周りの人達は異常な自尊心の強さに驚いたそうです。
そして、長明は終の棲家を求めてちっちゃい家を建て、俗世間から遠ざかる生活を行いながら、そこで文章を書き留めました。
そうしてできたのが『方丈記』でした。
無常
河の水の流れは一瞬も絶え間ない、それどころか元の位置に留まることもない。一見流れていないように見える淀みの水だって同じだ。泡が浮かんでは消え、元の形を保つなんてことはない。世の中も同じように、河の水や水の泡と同じようなものだ。
長明さんの人生を振り返ると、かなり身に迫ってきます・・・
河は存在しているが、その存在自体は常に変化し続けている。これは全ての物事に対していえること。人は今の快楽や欲求を満たすために生きることが多いけれど、本当に大事な最初と最後の部分が分かっていない。それは生と死について。
日常の中に少しだけこの生と死に向き合う時間を作ることが大切かもしれません。日常の中で方丈庵を建てよう。
災害
耳の痛い言葉でした。今回の能登地震だって発生した直後は思いを馳せるけれど、今は自分の身体の痛い部分や仕事、人間関係のことなど、全部自分のことです。
本当に学ばない生き物だなと思います。鴨長明さんは他の人の比じゃないくらい、理不尽を味わったため、その「無常観」が身についていたのでしょうか。
私も過去辛いことがあった時はもの凄く謙虚になっていた気がします。そういう時の謙虚というのは、「謙虚になろう」というよりもどうしようもない感情やむなしさによって、ぽっかり穴があいた気分になります。
無心になるというか。
今日は東日本大震災が起こった日です。
忘れないようにしたいと思いました。
人間らしく生きる
方丈記の最後の章です。
それまで平家が行った愚行を書いたり、世の中の出世競争に明け暮れる人々をバカにしたりしていた長明は、自分が結局執着を捨てられないことを白状します。
長明もきっと出世争いが上手くいき、天災などもたまたまなければ、お坊ちゃまに生まれた訳ですから、こんな生活をすることにならなかったでしょう。
今はミニマリストというのが流行っている?ようですが、その人達もまた、自分のアイデンティティとして行っている側面があるのかも。その人達なりに苦しんで世間に振り回され上手く対処できなかった。

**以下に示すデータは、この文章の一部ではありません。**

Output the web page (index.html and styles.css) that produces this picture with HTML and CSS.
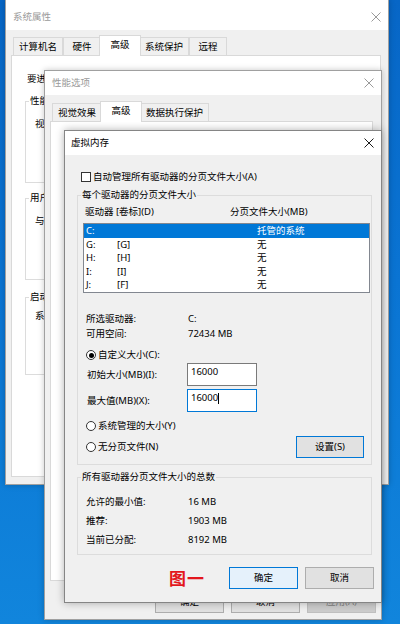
FILE: index.html
```html
<!DOCTYPE html>
<html lang="zh-CN">
<head>
<meta charset="utf-8">
<title>虚拟内存</title>
<link rel="stylesheet" href="styles.css">
</head>
<body>
<main class="desktop">

  <section class="win win-sys">
    <header class="titlebar">
      <span class="title">系统属性</span>
      <svg class="close" viewBox="0 0 10 10"><path d="M0.5 0.5 9.5 9.5M9.5 0.5 0.5 9.5"/></svg>
    </header>
    <div class="win-body sys-body">
      <nav class="tabs">
        <span class="tab">计算机名</span>
        <span class="tab">硬件</span>
        <span class="tab active">高级</span>
        <span class="tab">系统保护</span>
        <span class="tab">远程</span>
      </nav>
      <div class="panel sys-panel">
        <p class="admin-note">要进行大多数更改，你必须作为管理员登录。</p>
        <fieldset class="sys-grp g1"><legend>性能</legend><p>视觉效果，处理器计划，内存使用，以及虚拟内存</p></fieldset>
        <fieldset class="sys-grp g2"><legend>用户配置文件</legend><p>与登录帐户相关的桌面设置</p></fieldset>
        <fieldset class="sys-grp g3"><legend>启动和故障恢复</legend><p>系统启动、系统故障和调试信息</p></fieldset>
      </div>
    </div>
  </section>

  <section class="win win-perf">
    <header class="titlebar">
      <span class="title">性能选项</span>
      <svg class="close" viewBox="0 0 10 10"><path d="M0.5 0.5 9.5 9.5M9.5 0.5 0.5 9.5"/></svg>
    </header>
    <div class="win-body perf-body">
      <nav class="tabs">
        <span class="tab">视觉效果</span>
        <span class="tab active">高级</span>
        <span class="tab">数据执行保护</span>
      </nav>
      <div class="panel perf-panel"></div>
      <div class="btn-row perf-btns">
        <button class="btn">确定</button>
        <button class="btn">取消</button>
        <button class="btn disabled">应用(A)</button>
      </div>
    </div>
  </section>

  <section class="win win-vm">
    <header class="titlebar">
      <span class="title">虚拟内存</span>
      <svg class="close" viewBox="0 0 10 10"><path d="M0.5 0.5 9.5 9.5M9.5 0.5 0.5 9.5"/></svg>
    </header>
    <div class="vm-body">
      <div class="check-row"><span class="checkbox"></span><span>自动管理所有驱动器的分页文件大小(A)</span></div>

      <fieldset class="grp grp-drives">
        <legend>每个驱动器的分页文件大小</legend>
        <div class="list-head"><span>驱动器 [卷标](D)</span><span>分页文件大小(MB)</span></div>
        <ul class="listbox">
          <li class="sel"><span>C:</span><span></span><span>托管的系统</span></li>
          <li><span>G:</span><span>[G]</span><span>无</span></li>
          <li><span>H:</span><span>[H]</span><span>无</span></li>
          <li><span>I:</span><span>[I]</span><span>无</span></li>
          <li><span>J:</span><span>[F]</span><span>无</span></li>
        </ul>
        <dl class="info">
          <dt>所选驱动器:</dt><dd>C:</dd>
          <dt>可用空间:</dt><dd>72434 MB</dd>
        </dl>
        <div class="radio-row custom"><span class="radio on"></span><span>自定义大小(C):</span></div>
        <div class="field-row first"><span>初始大小(MB)(I):</span><div class="textbox">16000</div></div>
        <div class="field-row second"><span>最大值(MB)(X):</span><div class="textbox focus">16000<span class="caret"></span></div></div>
        <div class="radio-row sysman"><span class="radio"></span><span>系统管理的大小(Y)</span></div>
        <div class="radio-row nofile">
          <span class="radio-label"><span class="radio"></span><span>无分页文件(N)</span></span>
          <button class="btn focus set-btn">设置(S)</button>
        </div>
      </fieldset>

      <fieldset class="grp grp-total">
        <legend>所有驱动器分页文件大小的总数</legend>
        <dl class="info totals">
          <dt>允许的最小值:</dt><dd>16 MB</dd>
          <dt>推荐:</dt><dd>1903 MB</dd>
          <dt>当前已分配:</dt><dd>8192 MB</dd>
        </dl>
      </fieldset>

      <div class="btn-row vm-btns">
        <span class="fig-label">图一</span>
        <button class="btn default">确定</button>
        <button class="btn">取消</button>
      </div>
    </div>
  </section>

</main>
</body>
</html>
```

FILE: styles.css
```css
* { box-sizing: border-box; margin: 0; padding: 0; }

html, body { width: 400px; height: 624px; overflow: hidden; }

body {
  font-family: "Noto Sans", "Noto Sans CJK SC", sans-serif;
  font-size: 9.5px;
  line-height: 12px;
  color: #000;
  background: linear-gradient(180deg, #0766c6 0%, #0a74d3 45%, #1185dc 100%);
}

.desktop { position: relative; width: 400px; height: 624px; }

/* ---------- windows ---------- */
.win {
  position: absolute;
  display: flex;
  flex-direction: column;
  background: #f0f0f0;
  border: 1px solid #a0a0a0;
  box-shadow: 0 0 6px rgba(0, 0, 0, 0.22);
}
.win-sys  { left: 5px;  top: -1px;  width: 384px; height: 486px; }
.win-perf { left: 44px; top: 70px;  width: 338px; height: 550px; }
.win-vm   { left: 64px; top: 130px; width: 318px; height: 473px; border-color: #858585; box-shadow: 0 0 8px rgba(0, 0, 0, 0.3); }

.titlebar {
  flex: none;
  height: 24px;
  display: flex;
  align-items: center;
  justify-content: space-between;
  padding: 0 7px;
  background: #fff;
}
.win-sys .titlebar { height: 30px; padding-top: 4px; }
.win-vm .titlebar { padding-left: 6px; }

.title { color: #9a9a9a; }
.win-vm .title { color: #000; }

.close { width: 10px; height: 10px; fill: none; stroke: #9a9a9a; stroke-width: 1; }
.win-vm .close { stroke: #1a1a1a; }

.win-body { flex: 1; display: flex; flex-direction: column; }
.sys-body { padding: 5px 7px 0 5px; }
.perf-body { padding: 6px 5px 6px 5px; }

/* ---------- tabs ---------- */
.tabs {
  display: flex;
  align-items: flex-end;
  padding-left: 2px;
  position: relative;
  z-index: 1;
}
.tab {
  height: 18px;
  min-width: 38px;
  padding: 0 5px;
  display: flex;
  align-items: center;
  justify-content: center;
  border: 1px solid #d9d9d9;
  border-bottom: none;
  background: #f0f0f0;
  white-space: nowrap;
}
.tab.active {
  height: 21px;
  min-width: 42px;
  margin: 0 -2px -1px;
  padding: 0 7px 2px;
  background: #fff;
  position: relative;
  z-index: 2;
}

.panel { background: #fff; border: 1px solid #d9d9d9; }
.sys-panel { height: 422px; }
.perf-panel { flex: 1; margin-right: 3px; }

/* ---------- system properties panel ---------- */
.admin-note { margin-top: 17px; padding-left: 15px; white-space: nowrap; }
.sys-grp {
  margin: 0 13px 0 13px;
  border: 1px solid #dcdcdc;
  padding: 0 1px 52px 3px;
  min-width: 0;
}
.sys-grp legend { padding: 0 1px; line-height: 12px; }
.sys-grp p { margin-top: 11px; padding-left: 6px; white-space: nowrap; }
.sys-grp.g1 { margin-top: 10px; }
.sys-grp.g2 { margin-top: 9px; }
.sys-grp.g3 { margin-top: 11px; }
.sys-grp.g3 p { margin-top: 7px; }

/* ---------- buttons ---------- */
.btn-row { display: flex; justify-content: flex-end; gap: 7px; }
.perf-btns { margin-top: 10px; }

.btn {
  font: inherit;
  line-height: 12px;
  height: 22px;
  width: 69px;
  padding: 0;
  color: #000;
  background: #e1e1e1;
  border: 1px solid #adadad;
  white-space: nowrap;
}
.btn.disabled { background: #cccccc; border-color: #bfbfbf; color: #838383; }
.btn.default { background: #e5f1fb; border-color: #0078d7; }
.btn.focus { border-color: #0078d7; }

/* ---------- virtual memory ---------- */
.vm-body { flex: 1; display: flex; flex-direction: column; }

.check-row {
  margin-top: 16px;
  padding-left: 16px;
  height: 12px;
  display: flex;
  align-items: center;
  gap: 2px;
  white-space: nowrap;
}
.checkbox {
  width: 10px;
  height: 10px;
  border: 1px solid #333;
  background: #fff;
  flex: none;
}

.grp {
  margin: 0 9px 0 12px;
  border: 1px solid #dcdcdc;
  padding: 0 1px 0 3px;
  min-width: 0;
}
.grp legend { padding: 0 1px; line-height: 12px; white-space: nowrap; }
.grp-drives { margin-top: 6px; padding-bottom: 6px; }
.grp-total { margin-top: 6px; padding-bottom: 5.5px; }

.list-head {
  margin-top: 5px;
  padding-left: 4px;
  display: grid;
  grid-template-columns: 145px 1fr;
  white-space: nowrap;
}

.listbox {
  list-style: none;
  margin: 5px 0 0 2px;
  height: 70px;
  border: 1px solid #828790;
  background: #fff;
}
.listbox li {
  height: 13.5px;
  line-height: 13.5px;
  padding-left: 2px;
  display: grid;
  grid-template-columns: 31px 140px 1fr;
  white-space: nowrap;
}
.listbox li.sel { background: #0078d7; color: #fff; }

.info {
  margin-top: 17.5px;
  padding-left: 5px;
  display: grid;
  grid-template-columns: 102px 1fr;
  line-height: 15px;
  white-space: nowrap;
}
.info.totals { margin-top: 8.5px; line-height: 19px; }

.radio-row {
  padding-left: 5px;
  height: 12px;
  display: flex;
  align-items: center;
  gap: 2px;
  white-space: nowrap;
}
.radio-row.custom { margin-top: 8.5px; }
.radio-row.sysman { margin-top: 8px; }
.radio-row.nofile {
  margin-top: 4px;
  height: 22px;
  justify-content: space-between;
  padding-right: 6px;
}
.radio-label { display: flex; align-items: center; gap: 2px; }
.set-btn { width: 68px; }

.radio {
  width: 10px;
  height: 10px;
  border: 1px solid #333;
  border-radius: 50%;
  background: #fff;
  flex: none;
  display: flex;
  align-items: center;
  justify-content: center;
}
.radio.on::after {
  content: "";
  width: 5px;
  height: 5px;
  border-radius: 50%;
  background: #000;
}

.field-row {
  padding-left: 6px;
  display: grid;
  grid-template-columns: 100px 70px;
  align-items: center;
  white-space: nowrap;
}
.field-row.first { margin-top: 2px; }
.field-row.second { margin-top: 3px; }

.textbox {
  height: 23px;
  border: 1px solid #7a7a7a;
  background: #fff;
  padding: 2px 3px 0;
  display: flex;
  align-items: flex-start;
}
.textbox.focus { border-color: #0078d7; }
.caret { width: 1px; height: 11px; margin-top: 0.5px; background: #000; }

.vm-btns { margin-top: 12px; padding-right: 7px; align-items: center; }
.fig-label {
  margin-right: 17px;
  font-size: 17px;
  line-height: 22px;
  font-weight: bold;
  color: #e3161c;
  font-family: "Noto Sans CJK SC", sans-serif;
  letter-spacing: 1px;
}
```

また、方丈庵での暮らしを書いた場面があるのですが、スローライフという感じで私も憧れました。
今の時代、出世競争に明け暮れる人というのは少なくなってきているかもしれません。仕事をばりばりするのもよし、スローライフを望むのも良し、どちらだって選択できる、素晴らしい時代だなと思います。